[DATA BLOCK start]

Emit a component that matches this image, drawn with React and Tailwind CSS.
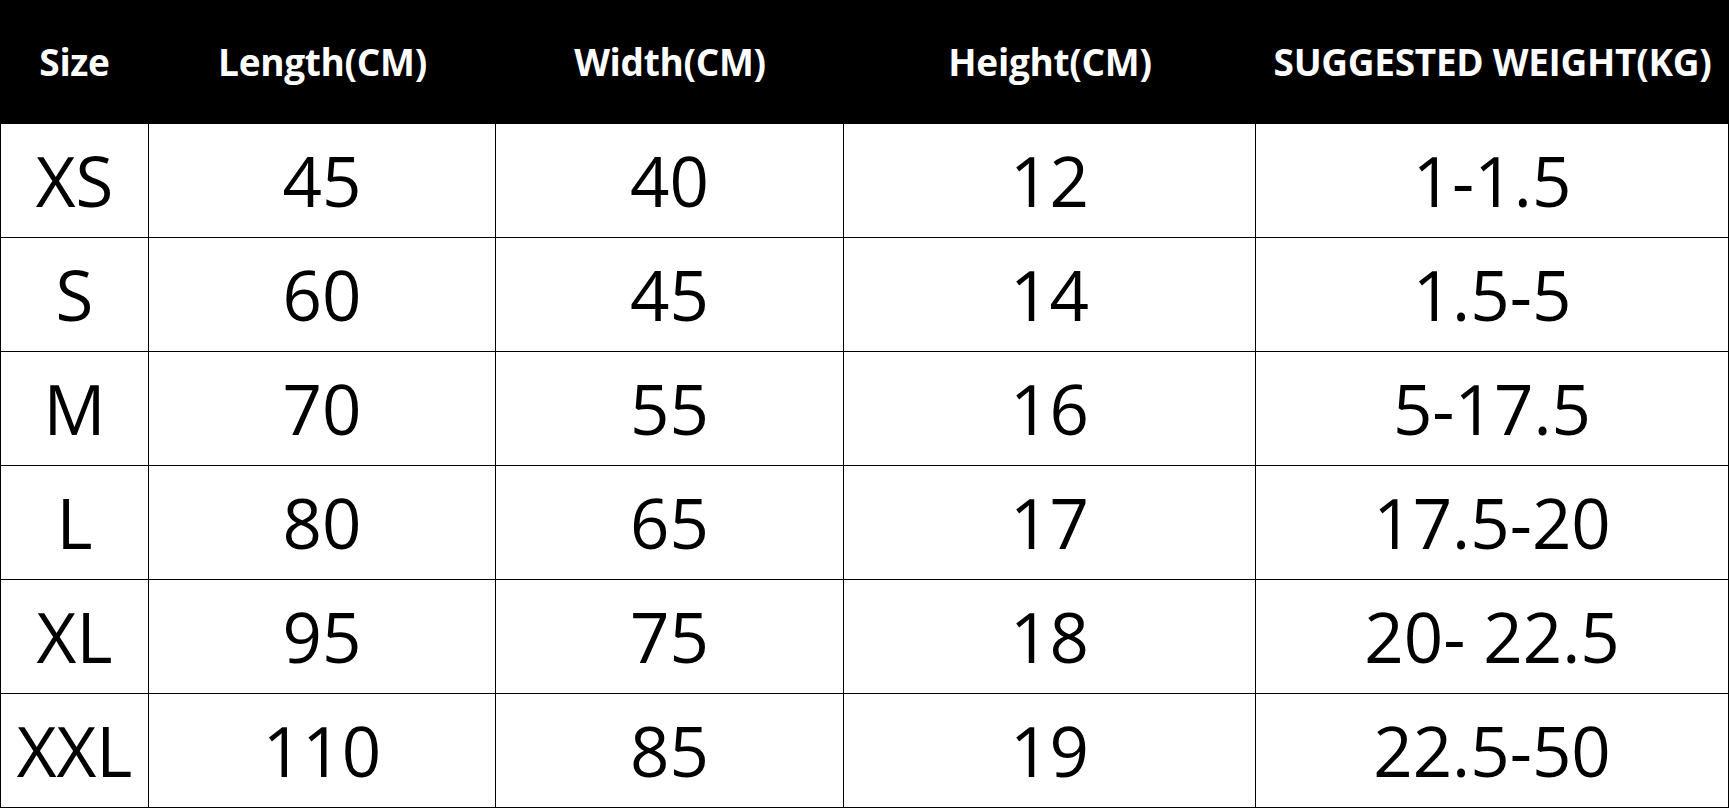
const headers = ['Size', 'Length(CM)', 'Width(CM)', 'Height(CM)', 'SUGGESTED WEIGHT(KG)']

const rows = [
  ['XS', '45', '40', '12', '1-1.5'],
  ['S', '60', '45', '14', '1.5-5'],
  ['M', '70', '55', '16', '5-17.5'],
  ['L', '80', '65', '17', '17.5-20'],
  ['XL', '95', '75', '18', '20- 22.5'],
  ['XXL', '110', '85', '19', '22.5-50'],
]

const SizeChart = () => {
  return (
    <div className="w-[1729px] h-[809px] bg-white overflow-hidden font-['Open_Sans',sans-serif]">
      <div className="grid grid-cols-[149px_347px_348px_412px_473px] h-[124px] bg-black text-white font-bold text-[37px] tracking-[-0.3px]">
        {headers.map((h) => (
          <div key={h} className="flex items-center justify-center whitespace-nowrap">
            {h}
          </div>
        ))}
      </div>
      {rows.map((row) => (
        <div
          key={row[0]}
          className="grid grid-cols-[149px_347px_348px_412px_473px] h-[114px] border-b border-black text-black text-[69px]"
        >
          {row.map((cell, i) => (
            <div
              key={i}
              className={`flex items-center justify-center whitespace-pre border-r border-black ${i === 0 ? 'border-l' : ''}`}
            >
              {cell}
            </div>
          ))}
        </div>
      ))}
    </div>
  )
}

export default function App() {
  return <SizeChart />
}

[DATA BLOCK end]

GIVEN EXERCISE ▸
Pictures stay out. Repeat only the lines from the beginning of the data through the line that has "['Size', 'Length(CM)', 'Width(CM)', 'Height(CM)', 'SUGGESTED".

TASK RESULT ▸
Emit a component that matches this image, drawn with React and Tailwind CSS.
const headers = ['Size', 'Length(CM)', 'Width(CM)', 'Height(CM)', 'SUGGESTED WEIGHT(KG)']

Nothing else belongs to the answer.